The average down payment as a percentage of vehicle price has declined, increasing the financed amount and extending the time until positive equity.

"Entering 2026, many of the affordability pressures that defined 2025 are still in place, including elevated new-vehicle prices and ongoing economic uncertainty."

— Ivan Drury, Edmunds Director of Insights

Delinquencies Rising in Parallel

The affordability strain is showing up in repayment data. According to the Federal Reserve Bank of New York, 5.0% of outstanding auto debt was at least 90 days delinquent in the third quarter of 2025—up 9.4% from the prior year.

Subprime auto loan delinquencies have reached particularly concerning levels. Borrowers with lower credit scores face the highest interest rates, the longest terms, and the greatest risk of payment difficulties. When these loans go bad, they often result in vehicle repossessions that damage credit scores and leave borrowers without transportation.

Who Is Most Affected

The auto affordability crisis does not affect all households equally:

Lower-Income Households

Families with modest incomes face the sharpest tradeoffs. A $780 monthly car payment consumes a dramatically larger share of income for a household earning $50,000 than one earning $150,000. Transportation is often non-negotiable for employment, creating a squeeze between necessity and affordability.

First-Time Buyers

Young adults entering the car market for the first time face prices that bear no resemblance to those their parents paid. The financial commitment required for even basic transportation has increased substantially.

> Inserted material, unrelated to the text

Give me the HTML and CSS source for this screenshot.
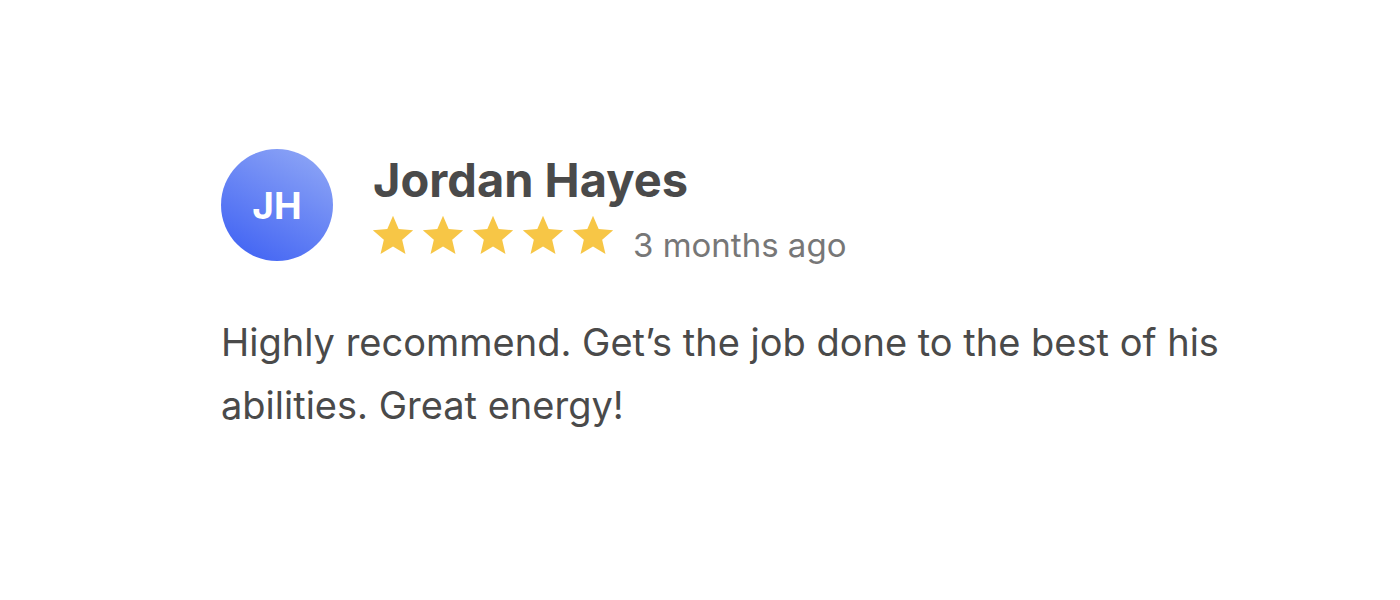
FILE: index.html
```html
<!DOCTYPE html>
<html>
<head>
<meta charset="utf-8">
<link rel="stylesheet" href="styles.css">
</head>
<body>
<div class="review">
  <div class="header">
    <div class="avatar">JH</div>
    <div class="meta">
      <div class="name">Jordan Hayes</div>
      <div class="rating">
        <div class="stars">
          <svg class="star" viewBox="0 0 24 24"><path d="M12 1.5l3.1 7.2 7.9.7-6 5.2 1.8 7.7L12 18.3l-6.8 4 1.8-7.7-6-5.2 7.9-.7z"/></svg>
          <svg class="star" viewBox="0 0 24 24"><path d="M12 1.5l3.1 7.2 7.9.7-6 5.2 1.8 7.7L12 18.3l-6.8 4 1.8-7.7-6-5.2 7.9-.7z"/></svg>
          <svg class="star" viewBox="0 0 24 24"><path d="M12 1.5l3.1 7.2 7.9.7-6 5.2 1.8 7.7L12 18.3l-6.8 4 1.8-7.7-6-5.2 7.9-.7z"/></svg>
          <svg class="star" viewBox="0 0 24 24"><path d="M12 1.5l3.1 7.2 7.9.7-6 5.2 1.8 7.7L12 18.3l-6.8 4 1.8-7.7-6-5.2 7.9-.7z"/></svg>
          <svg class="star" viewBox="0 0 24 24"><path d="M12 1.5l3.1 7.2 7.9.7-6 5.2 1.8 7.7L12 18.3l-6.8 4 1.8-7.7-6-5.2 7.9-.7z"/></svg>
        </div>
        <span class="date">3 months ago</span>
      </div>
    </div>
  </div>
  <p class="text">Highly recommend. Get’s the job done to the best of his abilities. Great energy!</p>
</div>
</body>
</html>
```
FILE: styles.css
```css
html, body {
  margin: 0;
  background: #ffffff;
}
body {
  font-family: "Inter", "Liberation Sans", sans-serif;
  color: #4a4a4a;
}
.review {
  padding: 149px 0 0 221px;
  width: 1020px;
}
.header {
  display: flex;
  align-items: flex-start;
  gap: 40px;
}
.avatar {
  width: 112px;
  height: 112px;
  border-radius: 50%;
  background: linear-gradient(210deg, #93aaf6 0%, #3b5ef3 100%);
  color: #fff;
  font-weight: 700;
  font-size: 37px;
  display: flex;
  align-items: center;
  justify-content: center;
  flex-shrink: 0;
}
.meta {
  display: flex;
  flex-direction: column;
  padding-top: 3px;
}
.name {
  font-size: 47px;
  font-weight: 700;
  line-height: 56px;
  color: #4a4a4a;
}
.rating {
  display: flex;
  align-items: flex-start;
  margin-top: 5px;
}
.stars {
  display: flex;
  gap: 6px;
  margin-left: -2px;
}
.star {
  width: 44px;
  height: 44px;
  fill: #f7c646;
}
.date {
  font-size: 33px;
  line-height: 40px;
  margin-top: 12px;
  margin-left: 18px;
  color: #777777;
}
.text {
  margin: 46px 0 0 0;
  font-size: 38px;
  line-height: 63px;
  color: #4a4a4a;
}
```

Rural and Suburban Households

Areas without public transit alternatives require vehicle ownership for basic life functions. These households have less ability to substitute away from car ownership regardless of cost.

The Broader Economic Implications

Auto loan burdens ripple through the broader economy in several ways:

Reduced Discretionary Spending

Every dollar allocated to car payments is a dollar unavailable for restaurants, entertainment, retail, or savings. The consumption impact of elevated auto payments affects businesses across multiple sectors.

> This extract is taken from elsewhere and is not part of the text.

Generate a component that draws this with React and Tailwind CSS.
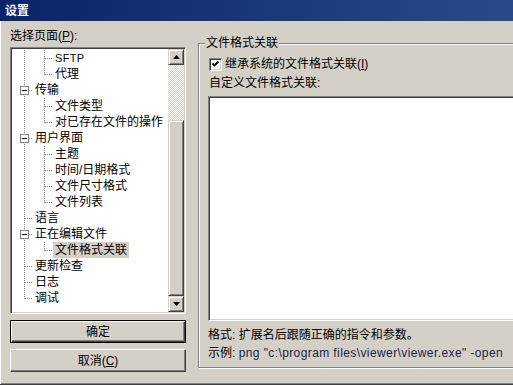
import React from "react";

const sunken =
  "border border-t-[#808080] border-l-[#808080] border-b-white border-r-white p-[1px] shadow-[inset_1px_1px_0_#404040,inset_-1px_-1px_0_#d4d0c8]";
const raised =
  "border border-t-[#d4d0c8] border-l-[#d4d0c8] border-b-[#404040] border-r-[#404040] shadow-[inset_1px_1px_0_#fff,inset_-1px_-1px_0_#808080]";

const TREE = [
  { label: "SFTP", level: 1, latin: true },
  { label: "代理", level: 1, last: true },
  { label: "传输", level: 0, box: true },
  { label: "文件类型", level: 1 },
  { label: "对已存在文件的操作", level: 1, last: true },
  { label: "用户界面", level: 0, box: true },
  { label: "主题", level: 1 },
  { label: "时间/日期格式", level: 1 },
  { label: "文件尺寸格式", level: 1 },
  { label: "文件列表", level: 1, last: true },
  { label: "语言", level: 0 },
  { label: "正在编辑文件", level: 0, box: true },
  { label: "文件格式关联", level: 1, last: true, selected: true },
  { label: "更新检查", level: 0 },
  { label: "日志", level: 0 },
  { label: "调试", level: 0, last: true },
];

function TreeLines({ level, last, box }) {
  const width = (level + 1) * 20;
  const x = level * 20 + 11.5;
  return (
    <svg width={width} height="16" className="shrink-0" shapeRendering="crispEdges">
      {level > 0 && (
        <line x1="11.5" y1="0" x2="11.5" y2="16" stroke="#808080" strokeDasharray="1 1" />
      )}
      <line x1={x} y1="0" x2={x} y2={last ? 9 : 16} stroke="#808080" strokeDasharray="1 1" />
      <line x1={x} y1="8.5" x2={level * 20 + 20} y2="8.5" stroke="#808080" strokeDasharray="1 1" />
      {box && (
        <g>
          <rect x={level * 20 + 7.5} y="4.5" width="8" height="8" fill="#fff" stroke="#808080" />
          <line x1={level * 20 + 9} y1="8.5" x2={level * 20 + 14} y2="8.5" stroke="#000" />
        </g>
      )}
    </svg>
  );
}

function Arrow({ up }) {
  return (
    <svg width="7" height="4" viewBox="0 0 7 4">
      <polygon points={up ? "3.5,0 7,4 0,4" : "0,0 7,0 3.5,4"} fill="#000" />
    </svg>
  );
}

export default function App() {
  return (
    <div className="w-[513px] h-[385px] overflow-hidden bg-[#d4d0c8] text-[12px] text-black [font-family:'Liberation_Sans','Noto_Sans_CJK_SC',sans-serif]">
      <div className="w-[540px] h-[385px] flex flex-col">
        {/* title bar */}
        <div className="h-[21px] shrink-0 flex items-center pl-[5px] bg-linear-to-r from-[#0a246a] to-[#2a4c8c] text-white font-bold leading-none">
          设置
        </div>

        <div className="flex-1 flex border-b border-b-[#404040] shadow-[inset_1px_0_0_#fff,inset_0_-1px_0_#808080]">
          {/* left column */}
          <div className="ml-[10px] w-[176px] pt-[7px] flex flex-col">
            <div className="h-[16px] leading-[16px]">
              选择页面(<span className="underline">P</span>):
            </div>

            <div className={`mt-[3px] h-[267px] bg-white flex ${sunken}`}>
              <div className="flex-1 min-w-0 pt-[1px] pl-[1px] overflow-hidden">
                {TREE.map((item) => (
                  <div key={item.label} className="flex h-[16px] items-center">
                    <TreeLines level={item.level} last={item.last} box={item.box} />
                    <span
                      className={`h-[16px] leading-[16px] px-[2px] whitespace-nowrap ${
                        item.selected ? "bg-[#d4d0c8]" : ""
                      } ${item.latin ? "text-[11px] tracking-[0.3px]" : ""}`}
                    >
                      {item.label}
                    </span>
                  </div>
                ))}
              </div>

              {/* scrollbar */}
              <div className="w-[16px] shrink-0 flex flex-col">
                <div className={`h-[16px] flex items-center justify-center bg-[#d4d0c8] ${raised}`}>
                  <Arrow up />
                </div>
                <div className="h-[55px] bg-[repeating-conic-gradient(#fff_0_25%,#d4d0c8_0_50%)] bg-[length:2px_2px]" />
                <div className={`h-[176px] bg-[#d4d0c8] ${raised}`} />
                <div className={`h-[16px] flex items-center justify-center bg-[#d4d0c8] ${raised}`}>
                  <Arrow />
                </div>
              </div>
            </div>

            <button className="mt-[6px] h-[23px] w-full border border-black bg-[#d4d0c8] shadow-[inset_1px_1px_0_#fff,inset_-1px_-1px_0_#404040,inset_-2px_-2px_0_#808080] leading-none">
              确定
            </button>
            <button className="mt-[6px] h-[23px] w-full border border-t-white border-l-white border-b-[#404040] border-r-[#404040] bg-[#d4d0c8] shadow-[inset_-1px_-1px_0_#808080] leading-none">
              取消(<span className="underline">C</span>)
            </button>
          </div>

          {/* right column */}
          <div className="ml-[12px] pt-[22px]">
            <div className="w-[332px] h-[325px] border border-[#808080] shadow-[inset_1px_1px_0_#fff,1px_1px_0_#fff] pl-[9px]">
              <div className="-mt-[9px] -ml-[3px] w-fit px-[1px] h-[16px] leading-[16px] bg-[#d4d0c8]">
                文件格式关联
              </div>

              <div className="mt-[5px] h-[16px] flex items-start">
                <div className="mt-[2px] ml-[1px] w-[13px] h-[13px] border border-t-[#808080] border-l-[#808080] border-b-white border-r-white bg-white shadow-[inset_1px_1px_0_#404040,inset_-1px_-1px_0_#d4d0c8] flex items-center justify-center">
                  <svg width="9" height="9" viewBox="0 0 9 9">
                    <polyline points="1.5,3.5 3.5,5.5 7.5,1.5" fill="none" stroke="#000" strokeWidth="1.9" />
                  </svg>
                </div>
                <span className="ml-[3px] leading-[16px]">
                  继承系统的文件格式关联(<span className="underline">I</span>)
                </span>
              </div>

              <div className="mt-[3px] pl-[1px] h-[16px] leading-[16px]">自定义文件格式关联:</div>

              <div className={`mt-[5px] w-[314px] h-[225px] bg-white ${sunken}`} />

              <div className="mt-[6px] h-[16px] leading-[16px]">格式: 扩展名后跟随正确的指令和参数。</div>
              <div className="mt-[2px] h-[16px] leading-[16px] whitespace-nowrap">
                示例: <span className="tracking-[0.4px] text-[#1a1f4a]">png "c:\program files\viewer\viewer.exe" -open</span>
              </div>
            </div>
          </div>
        </div>
      </div>
    </div>
  );
}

Credit Capacity Exhaustion

Households carrying maximum auto loan burdens have reduced capacity for other borrowing. This can affect everything from home purchases to emergency expenses.

Default Risk Accumulation

The combination of high payments, long terms, and negative equity creates systemic vulnerability. An economic downturn that triggers job losses would likely produce elevated defaults among borrowers already stretched thin.

Relief May Be Limited in 2026

Several factors suggest the affordability crisis will persist through 2026:

  • Fed rates: Expected to decline modestly, but not dramatically enough to meaningfully reduce auto loan costs
  • Vehicle prices: Automakers have shown little willingness to reduce prices despite inventory normalization
  • Tariff uncertainty: Potential new tariffs on imported vehicles and parts could push prices higher
  • EV transition costs: Electric vehicle development expenses flow through to consumer pricing across lineups

Used vehicle prices may offer some relief as a wave of off-lease vehicles enters the market, but the impact will be gradual rather than transformative.

What Consumers Can Do

For households navigating the current market, several strategies can help manage costs:

  • Consider longer ownership periods: Keeping vehicles longer reduces the frequency of facing today's elevated prices
  • Shop loan rates aggressively: Credit unions often offer rates below bank and dealer financing
  • Evaluate true cost of ownership: Consider insurance, maintenance, and fuel costs alongside the loan payment
  • Resist term extension temptation: Shorter terms mean less interest paid despite higher monthly payments
  • Consider certified pre-owned: CPO vehicles offer warranty protection at lower prices than new

The record share of buyers paying $1,000+ monthly for their vehicles is a warning sign that household budgets are under unprecedented automotive strain. Until pricing or interest rates shift meaningfully, that pressure will persist—with consequences that extend far beyond dealership lots.